> _What you have to do_
Leave out the pictures; transcribe all else exactly.

________

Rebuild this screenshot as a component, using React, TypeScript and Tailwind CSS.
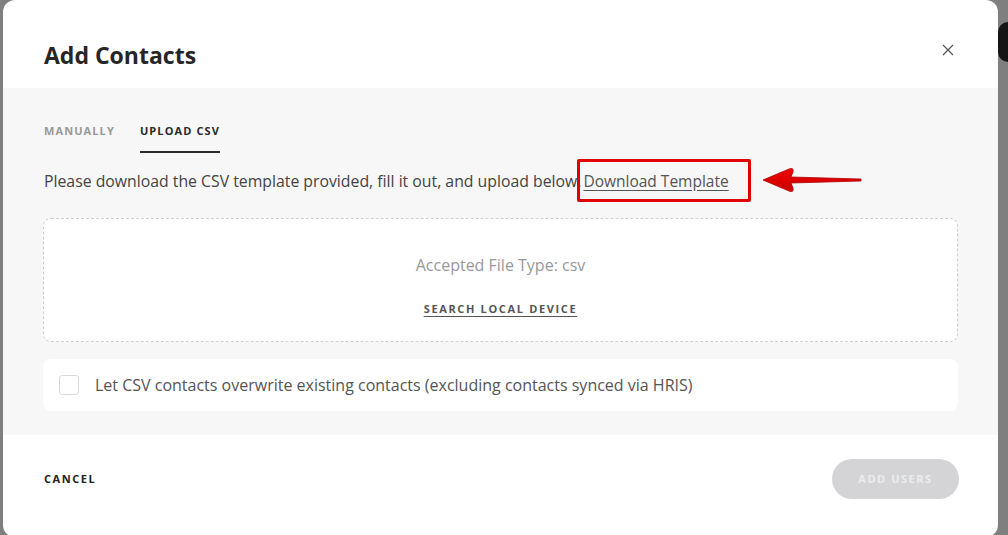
import React from 'react'

const font = { fontFamily: '"Open Sans", "Liberation Sans", sans-serif' }

const Arrow: React.FC = () => (
  <svg width="104" height="30" viewBox="0 0 104 30" className="shrink-0">
    <defs>
      <linearGradient id="ag" x1="0" y1="0" x2="0" y2="1">
        <stop offset="0" stopColor="#f20000" />
        <stop offset="1" stopColor="#c80000" />
      </linearGradient>
    </defs>
    <path
      d="M2 15 L28 4 Q33 2 32 7 L30 12 L100 14 L100 16 L30 18 L32 23 Q33 28 28 26 Z"
      fill="url(#ag)"
      stroke="#b00000"
      strokeWidth="0.8"
      strokeLinejoin="round"
    />
  </svg>
)

export default function App() {
  return (
    <div className="relative h-[535px] w-[1008px] overflow-hidden bg-[#7f7f7f]" style={font}>
      <div className="absolute right-0 top-[22px] h-[40px] w-[10px] rounded-l-full bg-[#151515]" />
      <div className="absolute left-[3px] top-0 flex h-[537px] w-[995px] flex-col overflow-hidden rounded-[12px] bg-white">
        <div className="flex h-[88px] shrink-0 items-center justify-between pl-[41px] pr-[44px] pt-[22px]">
          <h1 className="text-[23px] font-bold text-[#262626]">Add Contacts</h1>
          <button type="button" className="-mt-[10px] text-[#555]">
            <svg width="12" height="12" viewBox="0 0 12 12">
              <path d="M1 1 L11 11 M11 1 L1 11" stroke="#555" strokeWidth="1.2" />
            </svg>
          </button>
        </div>

        <div className="flex h-[347px] shrink-0 flex-col bg-[#f7f7f7] px-[40px] pt-[35px]">
          <div className="flex items-start gap-[25px] pl-[1px]">
            <button type="button" className="pb-[11px] text-[11px] font-bold tracking-[0.1em] text-[#999]">
              MANUALLY
            </button>
            <button
              type="button"
              className="border-b-2 border-[#2a2a2a] pb-[11px] text-[11px] font-bold tracking-[0.1em] text-[#2a2a2a]"
            >
              UPLOAD CSV
            </button>
          </div>

          <div className="mt-[6px] flex items-center pl-[1px]">
            <p className="pt-[3px] text-[15.8px] text-[#444]">
              Please download the CSV template provided, fill it out, and upload below.
            </p>
            <div className="-ml-[4px] flex h-[43px] items-center rounded-[2px] border-[3px] border-[#e00000] pl-[3px] pr-[19px] pt-[3px]">
              <a href="#" className="text-[15.5px] text-[#555] underline underline-offset-[3px]">
                Download Template
              </a>
            </div>
            <div className="ml-[10px]">
              <Arrow />
            </div>
          </div>

          <div className="mt-[16px] flex h-[124px] flex-col items-center justify-center rounded-[8px] border border-dashed border-[#cfcfcf] bg-white pt-[12px]">
            <div className="text-[16px] text-[#999]">Accepted File Type: csv</div>
            <button
              type="button"
              className="mt-[24px] text-[11px] font-bold tracking-[0.15em] text-[#555] underline underline-offset-[3px]"
            >
              SEARCH LOCAL DEVICE
            </button>
          </div>

          <label className="mt-[17px] flex h-[52px] items-center gap-[16px] rounded-[8px] bg-white px-[16px]">
            <span className="h-[20px] w-[20px] rounded-[3px] border border-[#dadada] bg-white" />
            <span className="text-[16px] text-[#555]">
              Let CSV contacts overwrite existing contacts (excluding contacts synced via HRIS)
            </span>
          </label>
        </div>

        <div className="flex flex-1 items-center justify-between pl-[41px] pr-[39px] pb-[14px]">
          <button type="button" className="text-[11px] font-bold tracking-[0.14em] text-[#222]">
            CANCEL
          </button>
          <button
            type="button"
            className="h-[40px] w-[127px] rounded-full bg-[#d4d4d6] text-[11px] font-bold tracking-[0.14em] text-[#ececec]"
          >
            ADD USERS
          </button>
        </div>
      </div>
    </div>
  )
}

________

> _The answer_
Rebuild this screenshot as a component, using React, TypeScript and Tailwind CSS.
import React from 'react'

const font = { fontFamily: '"Open Sans", "Liberation Sans", sans-serif' }

const Arrow: React.FC = () => (
  <svg width="104" height="30" viewBox="0 0 104 30" className="shrink-0">
    <defs>
      <linearGradient id="ag" x1="0" y1="0" x2="0" y2="1">
        <stop offset="0" stopColor="#f20000" />
        <stop offset="1" stopColor="#c80000" />
      </linearGradient>
    </defs>
    <path
      d="M2 15 L28 4 Q33 2 32 7 L30 12 L100 14 L100 16 L30 18 L32 23 Q33 28 28 26 Z"
      fill="url(#ag)"
      stroke="#b00000"
      strokeWidth="0.8"
      strokeLinejoin="round"
    />
  </svg>
)

export default function App() {
  return (
    <div className="relative h-[535px] w-[1008px] overflow-hidden bg-[#7f7f7f]" style={font}>
      <div className="absolute right-0 top-[22px] h-[40px] w-[10px] rounded-l-full bg-[#151515]" />
      <div className="absolute left-[3px] top-0 flex h-[537px] w-[995px] flex-col overflow-hidden rounded-[12px] bg-white">
        <div className="flex h-[88px] shrink-0 items-center justify-between pl-[41px] pr-[44px] pt-[22px]">
          <h1 className="text-[23px] font-bold text-[#262626]">Add Contacts</h1>
          <button type="button" className="-mt-[10px] text-[#555]">
            <svg width="12" height="12" viewBox="0 0 12 12">
              <path d="M1 1 L11 11 M11 1 L1 11" stroke="#555" strokeWidth="1.2" />
            </svg>
          </button>
        </div>

        <div className="flex h-[347px] shrink-0 flex-col bg-[#f7f7f7] px-[40px] pt-[35px]">
          <div className="flex items-start gap-[25px] pl-[1px]">
            <button type="button" className="pb-[11px] text-[11px] font-bold tracking-[0.1em] text-[#999]">
              MANUALLY
            </button>
            <button
              type="button"
              className="border-b-2 border-[#2a2a2a] pb-[11px] text-[11px] font-bold tracking-[0.1em] text-[#2a2a2a]"
            >
              UPLOAD CSV
            </button>
          </div>

          <div className="mt-[6px] flex items-center pl-[1px]">
            <p className="pt-[3px] text-[15.8px] text-[#444]">
              Please download the CSV template provided, fill it out, and upload below.
            </p>
            <div className="-ml-[4px] flex h-[43px] items-center rounded-[2px] border-[3px] border-[#e00000] pl-[3px] pr-[19px] pt-[3px]">
              <a href="#" className="text-[15.5px] text-[#555] underline underline-offset-[3px]">
                Download Template
              </a>
            </div>
            <div className="ml-[10px]">
              <Arrow />
            </div>
          </div>

          <div className="mt-[16px] flex h-[124px] flex-col items-center justify-center rounded-[8px] border border-dashed border-[#cfcfcf] bg-white pt-[12px]">
            <div className="text-[16px] text-[#999]">Accepted File Type: csv</div>
            <button
              type="button"
              className="mt-[24px] text-[11px] font-bold tracking-[0.15em] text-[#555] underline underline-offset-[3px]"
            >
              SEARCH LOCAL DEVICE
            </button>
          </div>

          <label className="mt-[17px] flex h-[52px] items-center gap-[16px] rounded-[8px] bg-white px-[16px]">
            <span className="h-[20px] w-[20px] rounded-[3px] border border-[#dadada] bg-white" />
            <span className="text-[16px] text-[#555]">
              Let CSV contacts overwrite existing contacts (excluding contacts synced via HRIS)
            </span>
          </label>
        </div>

        <div className="flex flex-1 items-center justify-between pl-[41px] pr-[39px] pb-[14px]">
          <button type="button" className="text-[11px] font-bold tracking-[0.14em] text-[#222]">
            CANCEL
          </button>
          <button
            type="button"
            className="h-[40px] w-[127px] rounded-full bg-[#d4d4d6] text-[11px] font-bold tracking-[0.14em] text-[#ececec]"
          >
            ADD USERS
          </button>
        </div>
      </div>
    </div>
  )
}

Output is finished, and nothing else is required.